Physically, these discs get played exactly once: into the computer. (Well, sometimes twice, if I use the car's player on the way home.) Once ingested, many of them end up on the phone, which has has grown to have quite the collection. The phone pipes to my car's stereo system, which is much improved from previous models.
No Spotify, but the phone also has a streaming app. I listen to a couple of stations, one here in the U.S. (and to whom I tithe a little each month as they don't play commercials, and feature content you won't hear on mainstream radio channels), two other classical stations in Switzerland.

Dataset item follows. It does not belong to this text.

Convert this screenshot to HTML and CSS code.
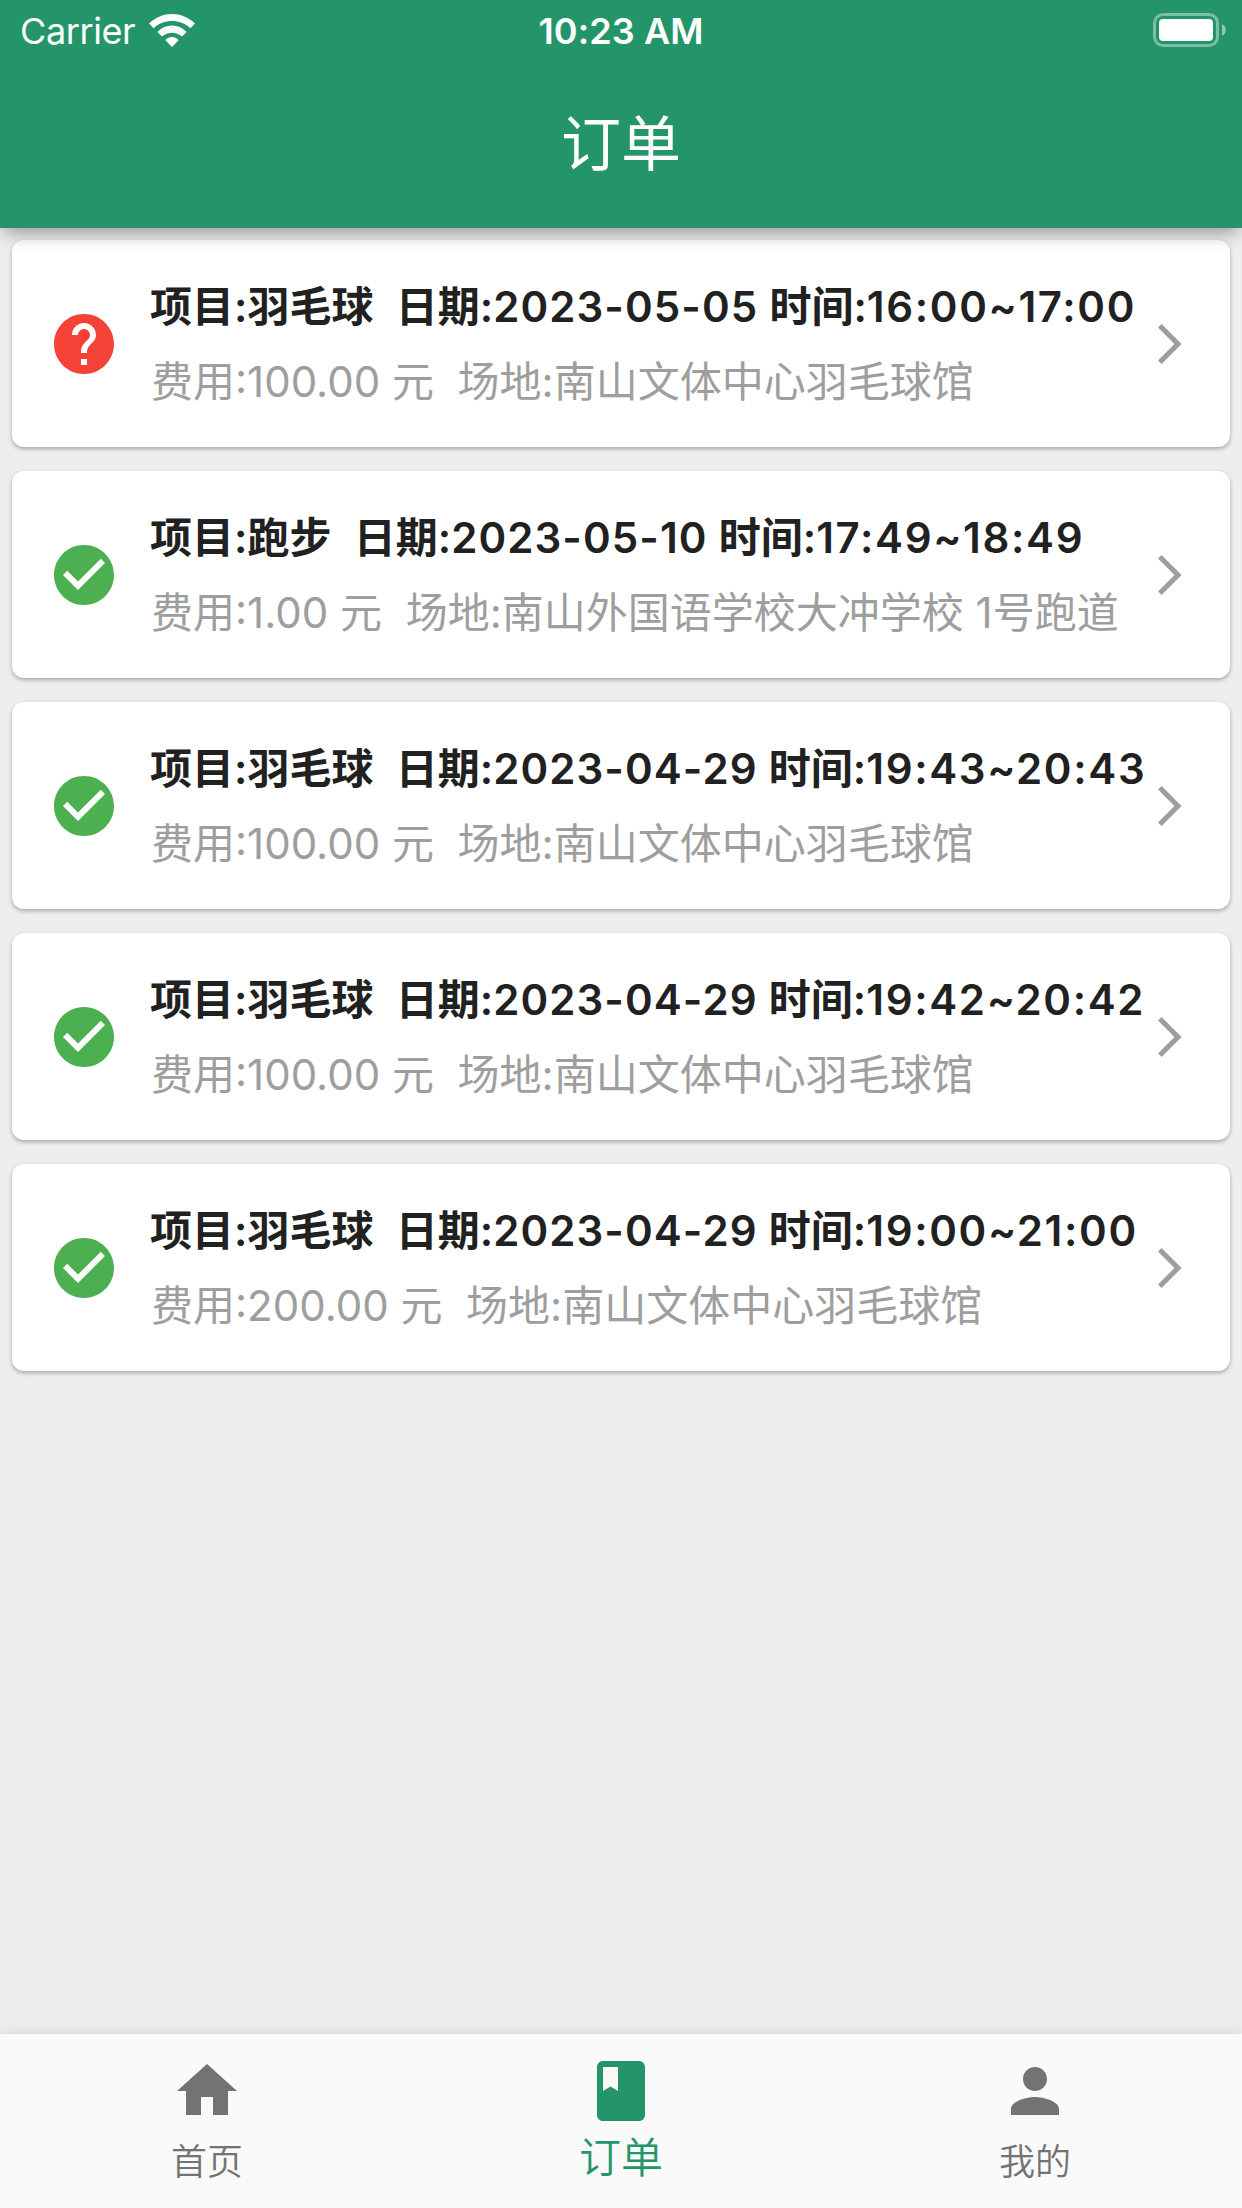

The two Swiss stations are neat. One has no announcer at all, just track after track of this concerto, that symphony. If you don't recognize the tune, too bad. The other alternates between a male and female announcer, though I believe they're "canned", not actually on air. Blessedly, neither plays commercials, though even if they did, my German is rusty enough that I wouldn't be sure of what they were trying to schlep.
One downside to everything going digital seems to be album art and the other associated print content that came with a record. Streaming players can feature covers, but without an actual record "liner", who's going to go to the trouble of producing the notes imprinted upon them? Maybe they end up on the artist's blog or something.